Being a parent is a beautiful and terrifying thing, as just about any parent will tell you. And now, this dad is warning other parents after his daughter's tragic death, which he says was totally preventable. Because, unfortunately, life can change in the blink of an eye, and even the most responsible of parents or guardians can see their child taken from them too soon.
Such is the case for Jordan Magill, of Silver Spring, Maryland who recently wrote an essay for The Washington Post about the $50 purchase that could have saved his daughter's life. Tragically, Magill's 12-year-old daughter got a hold of his prescription medications and overdosed on them, ending her life. And as painful as that has been, Magill also explained that if he or his wife had simply purchased a locked medicine cabinet — which usually costs about $50 — their daughter might still be alive. Magill's essay doesn't make clear whether his daughter's death was suicide, as he himself is still unsure what drove his daughter to take the pills in the first place:
We will never know what she was thinking. Why she took those drugs. Why she vomited. These unknowns haunt us. Her social media was unremarkable, rife with all the usual drama of adolescents. We will never know that “why.” The question haunts us, and still we have no idea.
According to Magill, his daughter might not have known the full extent of the impacts of the pills she was taking.
A day earlier, sometime around 5 p.m., our daughter swallowed a palm full of my prescription anti-depressants, more than 10 times my daily dosage. Right after, she vomited. That evening, she told her friends and us about vomiting. Like any parent, we took her temperature (normal), got her some fluids (ginger ale), and put her to bed early.
She never told us about the pills. Critically, this particular drug is time-release. Once capsules rupture, the medication cannot be purged. Vomiting does nothing to rid the body of the poison, a fact to which we are sure she was ignorant (since we were).
After Magill's daughter went to bed that night, the pills took hold, and she went into a coma from which she never came out.
And this isn't an isolated incident. While many recognize that the United States is experiencing a horrific opioid epidemic currently, prescription medications in any form can be extremely dangerous, especially when they're around children or teenagers. According to CNN,
The rate of teen drug overdose deaths in the United States climbed 19% from 2014 to 2015, from 3.1 deaths per 100,000 teens to 3.7 per 100,000.
And while Magill's daughter was only 12 when she died, her death is still important. As Magill wrote,
Her brain was a teenager’s brain. Despite abundant cleverness, she lacked an adult’s grasp of consequences. Mature decision-making was still eight to 12 years away. Emotional tumult often rules teenagers’ lives. Things that, for an adult, might seem minor, even trivial, can provoke terrible actions.
Truly, whatever provoked her decision to take the pills is almost irrelevant to Magill. What matters is that it could have been prevented.

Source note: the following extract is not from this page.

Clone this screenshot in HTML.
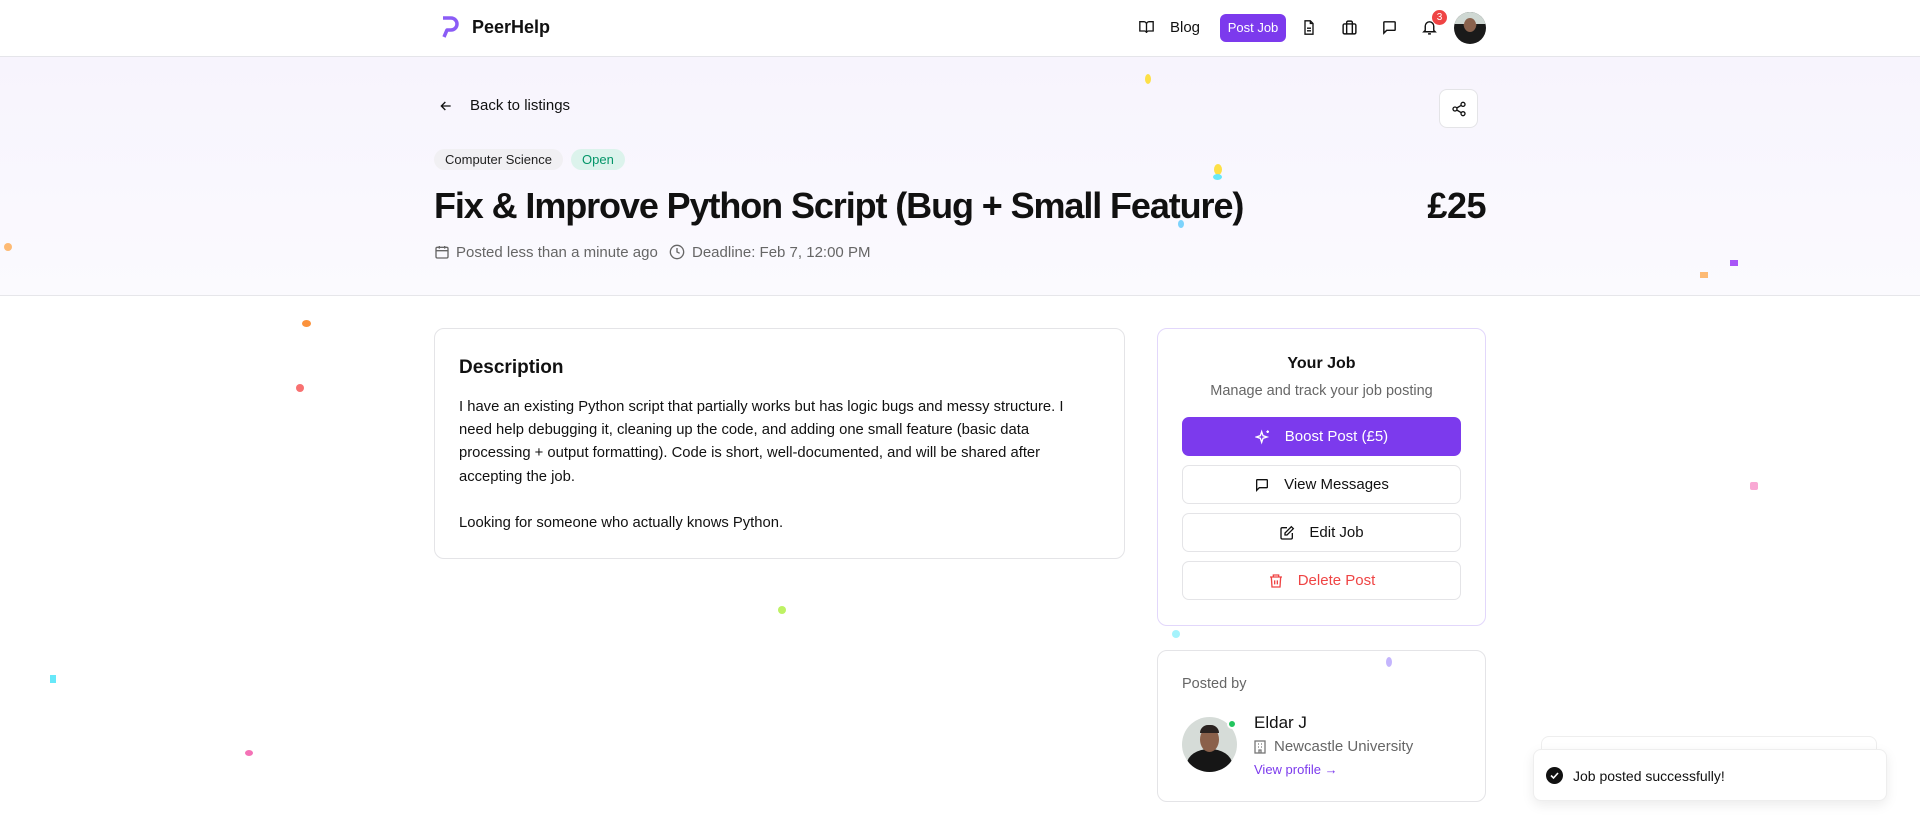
<!DOCTYPE html>
<html><head><meta charset="utf-8"><style>
*{box-sizing:border-box;margin:0;padding:0}
body{width:1920px;height:834px;overflow:hidden;background:#fff;font-family:"Liberation Sans",sans-serif;color:#111;position:relative}
.hdr{position:absolute;left:0;top:0;width:1920px;height:57px;border-bottom:1px solid #e5e5ea;background:#fff}
.hero{position:absolute;left:0;top:57px;width:1920px;height:239px;background:linear-gradient(#f7f4fd,#fbfafe);border-bottom:1px solid #e6e6ea}
.abs{position:absolute}
.tag{position:absolute;top:149px;height:21px;border-radius:11px;font-size:13px;line-height:21px;padding:0 11px}
.card{position:absolute;border:1px solid #e4e4e7;border-radius:10px;background:#fff}
.btn{position:absolute;left:24px;width:279px;height:39px;border:1px solid #e4e4e7;border-radius:7px;display:flex;align-items:center;justify-content:center;gap:14px;font-size:15px}
svg{display:block}
</style></head><body>
<div class="hdr">
 <svg class="abs" style="left:440px;top:15px" width="20" height="24" viewBox="0 0 20 24"><path d="M3 3h8a6 6 0 0 1 0 12H7l-3 7" fill="none" stroke="#8b5cf6" stroke-width="3.5" stroke-linejoin="round"/></svg>
 <div class="abs" style="left:472px;top:17px;font-size:18px;font-weight:bold">PeerHelp</div>
 <svg class="abs" style="left:1138px;top:19px" width="17" height="16" viewBox="0 0 24 24" fill="none" stroke="#111" stroke-width="2"><path d="M2 4h6a4 4 0 0 1 4 4v13a3 3 0 0 0-3-3H2zM22 4h-6a4 4 0 0 0-4 4v13a3 3 0 0 1 3-3h7z"/></svg>
 <div class="abs" style="left:1170px;top:19px;font-size:15px">Blog</div>
 <div class="abs" style="left:1220px;top:14px;width:66px;height:28px;background:#7c3aed;border-radius:6px;color:#fff;font-size:13px;line-height:28px;text-align:center">Post Job</div>
 <svg class="abs" style="left:1301px;top:19px" width="16" height="17" viewBox="0 0 24 24" fill="none" stroke="#111" stroke-width="2"><path d="M14 2H6v20h12V6zM14 2v4h4M9 13h6M9 17h6"/></svg>
 <svg class="abs" style="left:1341px;top:19px" width="17" height="17" viewBox="0 0 24 24" fill="none" stroke="#111" stroke-width="2"><rect x="3" y="7" width="18" height="14" rx="2"/><path d="M8 21V5a2 2 0 0 1 2-2h4a2 2 0 0 1 2 2v16"/></svg>
 <svg class="abs" style="left:1381px;top:19px" width="17" height="17" viewBox="0 0 24 24" fill="none" stroke="#111" stroke-width="2"><path d="M4 20V5a1 1 0 0 1 1-1h14a1 1 0 0 1 1 1v10a1 1 0 0 1-1 1H8z"/></svg>
 <svg class="abs" style="left:1421px;top:19px" width="17" height="17" viewBox="0 0 24 24" fill="none" stroke="#111" stroke-width="2"><path d="M6 16V10a6 6 0 0 1 12 0v6l2 2H4zM10 21h4"/></svg>
 <div class="abs" style="left:1432px;top:10px;width:15px;height:15px;border-radius:50%;background:#ef4444;color:#fff;font-size:10px;line-height:15px;text-align:center">3</div>
 <div class="abs" style="left:1454px;top:12px;width:32px;height:32px;border-radius:50%;background:radial-gradient(circle at 50% 40%,#6b4a3a 0 25%,#1a1a1a 26% 100%);overflow:hidden"><div style="position:absolute;left:0;top:0;width:32px;height:12px;background:#cfd8d3"></div><div style="position:absolute;left:10px;top:6px;width:12px;height:14px;border-radius:50%;background:#8a624d"></div></div>
</div>
<div class="hero"></div>
<svg class="abs" style="left:438px;top:98px" width="16" height="16" viewBox="0 0 24 24" fill="none" stroke="#111" stroke-width="2"><path d="M19 12H5M11 6l-6 6 6 6"/></svg>
<div class="abs" style="left:470px;top:97px;font-size:15px">Back to listings</div>
<div class="abs" style="left:1439px;top:89px;width:39px;height:39px;border:1px solid #e4e4e7;border-radius:8px;background:#fff"><svg style="margin:11px" width="16" height="16" viewBox="0 0 24 24" fill="none" stroke="#111" stroke-width="2"><circle cx="18" cy="5" r="3"/><circle cx="6" cy="12" r="3"/><circle cx="18" cy="19" r="3"/><path d="M8.6 13.5l6.8 4M15.4 6.5l-6.8 4"/></svg></div>
<div class="tag" style="left:434px;background:#f1f0f3;color:#222">Computer Science</div>
<div class="tag" style="left:571px;background:#dcf3ec;color:#059669">Open</div>
<div class="abs" style="left:434px;top:185px;font-size:36px;font-weight:bold;letter-spacing:-1.1px">Fix &amp; Improve Python Script (Bug + Small Feature)</div>
<div class="abs" style="left:1400px;top:185px;width:86px;text-align:right;font-size:36px;font-weight:bold;letter-spacing:-0.5px">£25</div>
<svg class="abs" style="left:434px;top:244px" width="16" height="16" viewBox="0 0 24 24" fill="none" stroke="#666" stroke-width="2"><rect x="3" y="5" width="18" height="16" rx="2"/><path d="M3 10h18M8 3v4M16 3v4"/></svg>
<div class="abs" style="left:456px;top:244px;font-size:15px;color:#666">Posted less than a minute ago</div>
<svg class="abs" style="left:669px;top:244px" width="16" height="16" viewBox="0 0 24 24" fill="none" stroke="#666" stroke-width="2"><circle cx="12" cy="12" r="10"/><path d="M12 6v6l4 2"/></svg>
<div class="abs" style="left:692px;top:244px;font-size:15px;color:#666">Deadline: Feb 7, 12:00 PM</div>

<div class="card" style="left:434px;top:328px;width:691px;height:231px">
 <div class="abs" style="left:24px;top:28px;font-size:19px;font-weight:bold">Description</div>
 <div class="abs" style="left:24px;top:67px;width:630px;font-size:14.8px;line-height:23.2px">I have an existing Python script that partially works but has logic bugs and messy structure. I need help debugging it, cleaning up the code, and adding one small feature (basic data processing + output formatting). Code is short, well-documented, and will be shared after accepting the job.<br><br>Looking for someone who actually knows Python.</div>
</div>

<div class="card" style="left:1157px;top:328px;width:329px;height:298px;border-color:#e2d7fb">
 <div class="abs" style="left:0;top:26px;width:327px;text-align:center;font-size:16px;font-weight:bold">Your Job</div>
 <div class="abs" style="left:0;top:54px;width:327px;text-align:center;font-size:14.5px;color:#666">Manage and track your job posting</div>
 <div class="btn" style="top:88px;background:#7c3aed;border-color:#7c3aed;color:#fff"><svg width="16" height="16" viewBox="0 0 24 24" fill="none" stroke="#fff" stroke-width="2"><path d="M10 4l2 6 6 2-6 2-2 6-2-6-6-2 6-2zM19 2v4M17 4h4"/></svg>Boost Post (£5)</div>
 <div class="btn" style="top:136px"><svg width="16" height="16" viewBox="0 0 24 24" fill="none" stroke="#111" stroke-width="2"><path d="M4 20V5a1 1 0 0 1 1-1h14a1 1 0 0 1 1 1v10a1 1 0 0 1-1 1H8z"/></svg>View Messages</div>
 <div class="btn" style="top:184px"><svg width="16" height="16" viewBox="0 0 24 24" fill="none" stroke="#111" stroke-width="2"><path d="M12 4H5a2 2 0 0 0-2 2v13a2 2 0 0 0 2 2h13a2 2 0 0 0 2-2v-7M18.5 2.5l3 3L12 15H9v-3z"/></svg>Edit Job</div>
 <div class="btn" style="top:232px;color:#ef4444"><svg width="16" height="16" viewBox="0 0 24 24" fill="none" stroke="#ef4444" stroke-width="2"><path d="M3 6h18M8 6V3h8v3M5 6l1 15h12l1-15M10 11v6M14 11v6"/></svg>Delete Post</div>
</div>

<div class="card" style="left:1157px;top:650px;width:329px;height:152px">
 <div class="abs" style="left:24px;top:25px;font-size:14.5px;color:#666">Posted by</div>
 <div class="abs" style="left:24px;top:66px;width:55px;height:55px;border-radius:50%;overflow:hidden;background:#d6dcd8"><div style="position:absolute;left:5px;top:32px;width:45px;height:30px;border-radius:50% 50% 0 0;background:#161616"></div><div style="position:absolute;left:18px;top:10px;width:19px;height:25px;border-radius:50%;background:#8a604a"></div><div style="position:absolute;left:18px;top:8px;width:19px;height:8px;border-radius:8px 8px 0 0;background:#2a2220"></div></div>
 <div class="abs" style="left:69px;top:68px;width:10px;height:10px;border-radius:50%;background:#22c55e;border:2px solid #fff"></div>
 <div class="abs" style="left:96px;top:62px;font-size:17px">Eldar J</div>
 <svg class="abs" style="left:96px;top:89px" width="12" height="14" viewBox="0 0 12 14" fill="none" stroke="#777" stroke-width="1.3"><rect x="1" y="1" width="10" height="12"/><path d="M4 4h1M7 4h1M4 7h1M7 7h1M5 13v-3h2v3"/></svg>
 <div class="abs" style="left:116px;top:87px;font-size:15px;color:#666">Newcastle University</div>
 <div class="abs" style="left:96px;top:111px;font-size:13px;color:#7c3aed">View profile →</div>
</div>

<div class="abs" style="left:1541px;top:736px;width:336px;height:50px;background:#fff;border:1px solid #eee;border-radius:8px"></div>
<div class="abs" style="left:1533px;top:749px;width:354px;height:52px;background:#fff;border:1px solid #eee;border-radius:8px;box-shadow:0 4px 12px rgba(0,0,0,.08)">
 <div class="abs" style="left:12px;top:17px;width:17px;height:17px;border-radius:50%;background:#111"><svg width="17" height="17" viewBox="0 0 17 17"><path d="M5 8.5l2.5 2.5 4.5-5" fill="none" stroke="#fff" stroke-width="1.6"/></svg></div>
 <div class="abs" style="left:39px;top:18px;font-size:14px">Job posted successfully!</div>
</div>

<div class="abs" style="left:1145px;top:74px;width:6px;height:10px;border-radius:50%;background:#fde047"></div>
<div class="abs" style="left:1214px;top:164px;width:8px;height:11px;border-radius:50%;background:#fde047"></div>
<div class="abs" style="left:1213px;top:174px;width:9px;height:6px;border-radius:50%;background:#67e8f9"></div>
<div class="abs" style="left:1178px;top:220px;width:6px;height:8px;border-radius:50%;background:#7dd3fc"></div>
<div class="abs" style="left:302px;top:320px;width:9px;height:7px;border-radius:50%;background:#fb923c"></div>
<div class="abs" style="left:296px;top:384px;width:8px;height:8px;border-radius:50%;background:#f87171"></div>
<div class="abs" style="left:4px;top:243px;width:8px;height:8px;border-radius:50%;background:#fdba74"></div>
<div class="abs" style="left:778px;top:606px;width:8px;height:8px;border-radius:50%;background:#bef264"></div>
<div class="abs" style="left:1172px;top:630px;width:8px;height:8px;border-radius:50%;background:#a5f3fc"></div>
<div class="abs" style="left:1386px;top:657px;width:6px;height:10px;border-radius:50%;background:#c4b5fd"></div>
<div class="abs" style="left:1750px;top:482px;width:8px;height:8px;border-radius:2px;background:#f9a8d4"></div>
<div class="abs" style="left:1700px;top:272px;width:8px;height:6px;background:#fdba74"></div>
<div class="abs" style="left:1730px;top:260px;width:8px;height:6px;background:#a855f7"></div>
<div class="abs" style="left:245px;top:750px;width:8px;height:6px;border-radius:50%;background:#f472b6"></div>
<div class="abs" style="left:50px;top:675px;width:6px;height:8px;background:#67e8f9"></div>
</body></html>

For the most part, Magill is upset that so many of the warnings parents get are all about the dangers of having young kids. And while those are certainly valid, there's a lapse in guidelines for older kids and teenagers. But, as he also notes, there are definitely too many children who get there hands on prescription pills:
In 2013, according to the CDC, almost 60,000 children arrived at the ER due to overdoses. More than 1,700, in 2014, based on NIH research, died due to prescription drugs.
Fortunately, Magill has decided to share his story in an effort to try to prevent any more from happening. He and his wife have purchased a medicine cabinet with a lock, and it's stored in a secure location. But, the pain of losing his daughter has made one thing very clear to Magill: when prescription pills are involved, there is no such thing as being too safe.